Problem
Copy out all the lines exactly. Omit pictures.

Data excerpt
○ ○ ○

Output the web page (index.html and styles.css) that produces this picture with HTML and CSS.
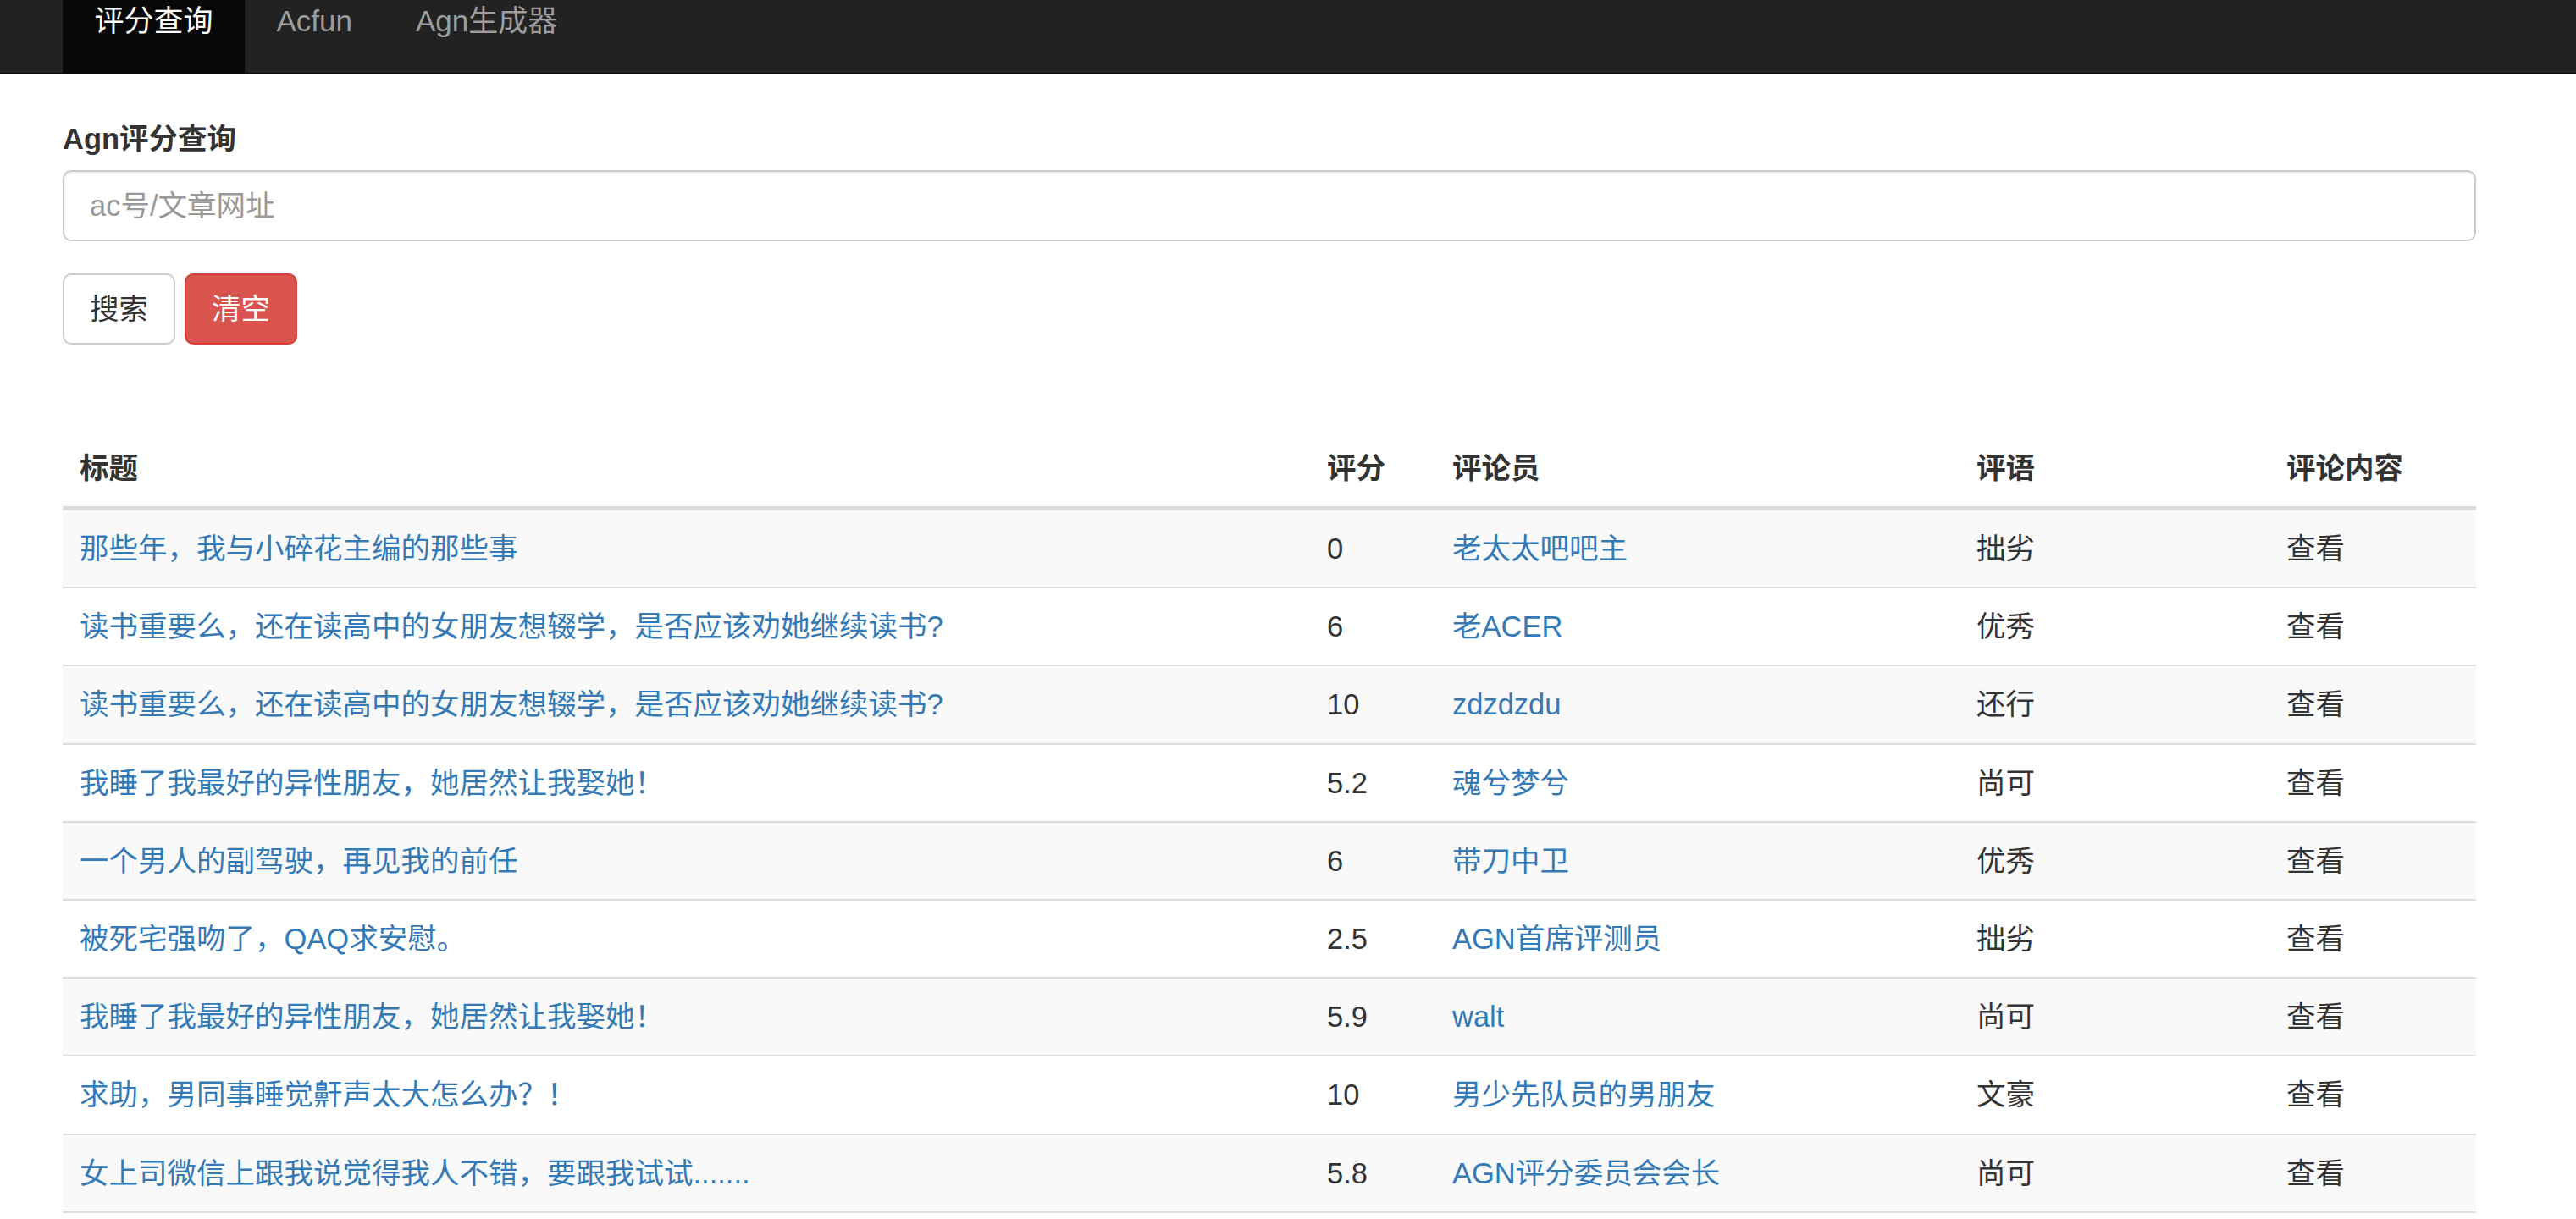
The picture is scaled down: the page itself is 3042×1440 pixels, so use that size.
FILE: index.html
```html
<!DOCTYPE html>
<html lang="zh-CN">
<head>
<meta charset="utf-8">
<title>Agn评分查询</title>
<link rel="stylesheet" href="styles.css">
</head>
<body>
<nav class="navbar">
  <ul class="nav">
    <li class="nav-item active"><a href="#">评分查询</a></li>
    <li class="nav-item"><a href="#">Acfun</a></li>
    <li class="nav-item"><a href="#">Agn生成器</a></li>
  </ul>
</nav>
<main class="page">
  <form class="search">
    <div class="form-group">
      <label class="label" for="q">Agn评分查询</label>
      <input class="input" id="q" type="text" placeholder="ac号/文章网址">
    </div>
    <div class="actions">
      <button type="button" class="btn">搜索</button>
      <button type="button" class="btn btn-danger">清空</button>
    </div>
  </form>
  <table class="table">
    <colgroup>
      <col class="c-title"><col class="c-score"><col class="c-user"><col class="c-word"><col class="c-view">
    </colgroup>
    <thead>
      <tr><th>标题</th><th>评分</th><th>评论员</th><th>评语</th><th>评论内容</th></tr>
    </thead>
    <tbody>
      <tr><td><a href="#">那些年，我与小碎花主编的那些事</a></td><td>0</td><td><a href="#">老太太吧吧主</a></td><td>拙劣</td><td>查看</td></tr>
      <tr><td><a href="#">读书重要么，还在读高中的女朋友想辍学，是否应该劝她继续读书?</a></td><td>6</td><td><a href="#">老ACER</a></td><td>优秀</td><td>查看</td></tr>
      <tr><td><a href="#">读书重要么，还在读高中的女朋友想辍学，是否应该劝她继续读书?</a></td><td>10</td><td><a href="#">zdzdzdu</a></td><td>还行</td><td>查看</td></tr>
      <tr><td><a href="#">我睡了我最好的异性朋友，她居然让我娶她！</a></td><td>5.2</td><td><a href="#">魂兮梦兮</a></td><td>尚可</td><td>查看</td></tr>
      <tr><td><a href="#">一个男人的副驾驶，再见我的前任</a></td><td>6</td><td><a href="#">带刀中卫</a></td><td>优秀</td><td>查看</td></tr>
      <tr><td><a href="#">被死宅强吻了，QAQ求安慰。</a></td><td>2.5</td><td><a href="#">AGN首席评测员</a></td><td>拙劣</td><td>查看</td></tr>
      <tr><td><a href="#">我睡了我最好的异性朋友，她居然让我娶她！</a></td><td>5.9</td><td><a href="#">walt</a></td><td>尚可</td><td>查看</td></tr>
      <tr><td><a href="#">求助，男同事睡觉鼾声太大怎么办？！</a></td><td>10</td><td><a href="#">男少先队员的男朋友</a></td><td>文豪</td><td>查看</td></tr>
      <tr><td><a href="#">女上司微信上跟我说觉得我人不错，要跟我试试.......</a></td><td>5.8</td><td><a href="#">AGN评分委员会会长</a></td><td>尚可</td><td>查看</td></tr>
    </tbody>
  </table>
</main>
</body>
</html>
```

FILE: styles.css
```css
* { box-sizing: border-box; }

html, body {
  margin: 0;
  padding: 0;
  background: #fff;
}

body {
  font-family: "Liberation Sans", "Noto Sans CJK SC", sans-serif;
  font-size: 34.5px;
  line-height: 49px;
  color: #333;
  overflow: hidden;
}

.navbar {
  background: #222;
  border-bottom: 2px solid #080808;
  height: 88px;
  padding-left: 74px;
}

.nav {
  list-style: none;
  margin: 0;
  padding: 0;
  display: flex;
  height: 86px;
}

.nav-item a {
  display: block;
  height: 86px;
  padding: 0 37.5px;
  font-size: 35px;
  line-height: 49px;
  color: #9d9d9d;
  text-decoration: none;
}

.nav-item.active a {
  background: #080808;
  color: #fff;
}

.page {
  padding: 52px 118px 0 74px;
}

.form-group {
  margin-bottom: 38px;
}

.label {
  display: block;
  font-weight: bold;
  margin-bottom: 12px;
}

.input {
  display: block;
  width: 100%;
  height: 84px;
  padding: 0 30px;
  font: inherit;
  color: #555;
  border: 2px solid #cbcbcb;
  border-radius: 10px;
  box-shadow: inset 0 2px 2px rgba(0, 0, 0, 0.075);
  outline: none;
}

.input::placeholder {
  color: #999;
}

.actions {
  display: flex;
  gap: 11px;
}

.btn {
  height: 84px;
  padding: 0 30px;
  font: inherit;
  color: #333;
  background: #fff;
  border: 2px solid #ccc;
  border-radius: 10px;
}

.btn-danger {
  color: #fff;
  background: #d9534f;
  border-color: #d43f3a;
}

.table {
  margin-top: 102px;
  width: 100%;
  table-layout: fixed;
  border-collapse: separate;
  border-spacing: 0;
}

.c-title { width: 1473px; }
.c-score { width: 148px; }
.c-user { width: 619px; }
.c-word { width: 366px; }
.c-view { width: 244px; }

.table th,
.table td {
  text-align: left;
  padding: 20px 20px;
  vertical-align: top;
  white-space: nowrap;
}

.table th {
  font-weight: bold;
  line-height: 49px;
  border-bottom: 5px solid #ddd;
}

.table td {
  line-height: 50.2px;
  border-top: 2px solid #ddd;
}

.table tbody tr:first-child td {
  border-top: 0;
}

.table tbody tr:last-child td {
  border-bottom: 2px solid #ddd;
}

.table tbody tr:nth-child(odd) td {
  background: #f9f9f9;
}

.table a {
  color: #337ab7;
  text-decoration: none;
}
```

○ ○ ○

Solution for this problem
Output the web page (index.html and styles.css) that produces this picture with HTML and CSS.
The picture is scaled down: the page itself is 3042×1440 pixels, so use that size.
FILE: index.html
```html
<!DOCTYPE html>
<html lang="zh-CN">
<head>
<meta charset="utf-8">
<title>Agn评分查询</title>
<link rel="stylesheet" href="styles.css">
</head>
<body>
<nav class="navbar">
  <ul class="nav">
    <li class="nav-item active"><a href="#">评分查询</a></li>
    <li class="nav-item"><a href="#">Acfun</a></li>
    <li class="nav-item"><a href="#">Agn生成器</a></li>
  </ul>
</nav>
<main class="page">
  <form class="search">
    <div class="form-group">
      <label class="label" for="q">Agn评分查询</label>
      <input class="input" id="q" type="text" placeholder="ac号/文章网址">
    </div>
    <div class="actions">
      <button type="button" class="btn">搜索</button>
      <button type="button" class="btn btn-danger">清空</button>
    </div>
  </form>
  <table class="table">
    <colgroup>
      <col class="c-title"><col class="c-score"><col class="c-user"><col class="c-word"><col class="c-view">
    </colgroup>
    <thead>
      <tr><th>标题</th><th>评分</th><th>评论员</th><th>评语</th><th>评论内容</th></tr>
    </thead>
    <tbody>
      <tr><td><a href="#">那些年，我与小碎花主编的那些事</a></td><td>0</td><td><a href="#">老太太吧吧主</a></td><td>拙劣</td><td>查看</td></tr>
      <tr><td><a href="#">读书重要么，还在读高中的女朋友想辍学，是否应该劝她继续读书?</a></td><td>6</td><td><a href="#">老ACER</a></td><td>优秀</td><td>查看</td></tr>
      <tr><td><a href="#">读书重要么，还在读高中的女朋友想辍学，是否应该劝她继续读书?</a></td><td>10</td><td><a href="#">zdzdzdu</a></td><td>还行</td><td>查看</td></tr>
      <tr><td><a href="#">我睡了我最好的异性朋友，她居然让我娶她！</a></td><td>5.2</td><td><a href="#">魂兮梦兮</a></td><td>尚可</td><td>查看</td></tr>
      <tr><td><a href="#">一个男人的副驾驶，再见我的前任</a></td><td>6</td><td><a href="#">带刀中卫</a></td><td>优秀</td><td>查看</td></tr>
      <tr><td><a href="#">被死宅强吻了，QAQ求安慰。</a></td><td>2.5</td><td><a href="#">AGN首席评测员</a></td><td>拙劣</td><td>查看</td></tr>
      <tr><td><a href="#">我睡了我最好的异性朋友，她居然让我娶她！</a></td><td>5.9</td><td><a href="#">walt</a></td><td>尚可</td><td>查看</td></tr>
      <tr><td><a href="#">求助，男同事睡觉鼾声太大怎么办？！</a></td><td>10</td><td><a href="#">男少先队员的男朋友</a></td><td>文豪</td><td>查看</td></tr>
      <tr><td><a href="#">女上司微信上跟我说觉得我人不错，要跟我试试.......</a></td><td>5.8</td><td><a href="#">AGN评分委员会会长</a></td><td>尚可</td><td>查看</td></tr>
    </tbody>
  </table>
</main>
</body>
</html>
```

FILE: styles.css
```css
* { box-sizing: border-box; }

html, body {
  margin: 0;
  padding: 0;
  background: #fff;
}

body {
  font-family: "Liberation Sans", "Noto Sans CJK SC", sans-serif;
  font-size: 34.5px;
  line-height: 49px;
  color: #333;
  overflow: hidden;
}

.navbar {
  background: #222;
  border-bottom: 2px solid #080808;
  height: 88px;
  padding-left: 74px;
}

.nav {
  list-style: none;
  margin: 0;
  padding: 0;
  display: flex;
  height: 86px;
}

.nav-item a {
  display: block;
  height: 86px;
  padding: 0 37.5px;
  font-size: 35px;
  line-height: 49px;
  color: #9d9d9d;
  text-decoration: none;
}

.nav-item.active a {
  background: #080808;
  color: #fff;
}

.page {
  padding: 52px 118px 0 74px;
}

.form-group {
  margin-bottom: 38px;
}

.label {
  display: block;
  font-weight: bold;
  margin-bottom: 12px;
}

.input {
  display: block;
  width: 100%;
  height: 84px;
  padding: 0 30px;
  font: inherit;
  color: #555;
  border: 2px solid #cbcbcb;
  border-radius: 10px;
  box-shadow: inset 0 2px 2px rgba(0, 0, 0, 0.075);
  outline: none;
}

.input::placeholder {
  color: #999;
}

.actions {
  display: flex;
  gap: 11px;
}

.btn {
  height: 84px;
  padding: 0 30px;
  font: inherit;
  color: #333;
  background: #fff;
  border: 2px solid #ccc;
  border-radius: 10px;
}

.btn-danger {
  color: #fff;
  background: #d9534f;
  border-color: #d43f3a;
}

.table {
  margin-top: 102px;
  width: 100%;
  table-layout: fixed;
  border-collapse: separate;
  border-spacing: 0;
}

.c-title { width: 1473px; }
.c-score { width: 148px; }
.c-user { width: 619px; }
.c-word { width: 366px; }
.c-view { width: 244px; }

.table th,
.table td {
  text-align: left;
  padding: 20px 20px;
  vertical-align: top;
  white-space: nowrap;
}

.table th {
  font-weight: bold;
  line-height: 49px;
  border-bottom: 5px solid #ddd;
}

.table td {
  line-height: 50.2px;
  border-top: 2px solid #ddd;
}

.table tbody tr:first-child td {
  border-top: 0;
}

.table tbody tr:last-child td {
  border-bottom: 2px solid #ddd;
}

.table tbody tr:nth-child(odd) td {
  background: #f9f9f9;
}

.table a {
  color: #337ab7;
  text-decoration: none;
}
```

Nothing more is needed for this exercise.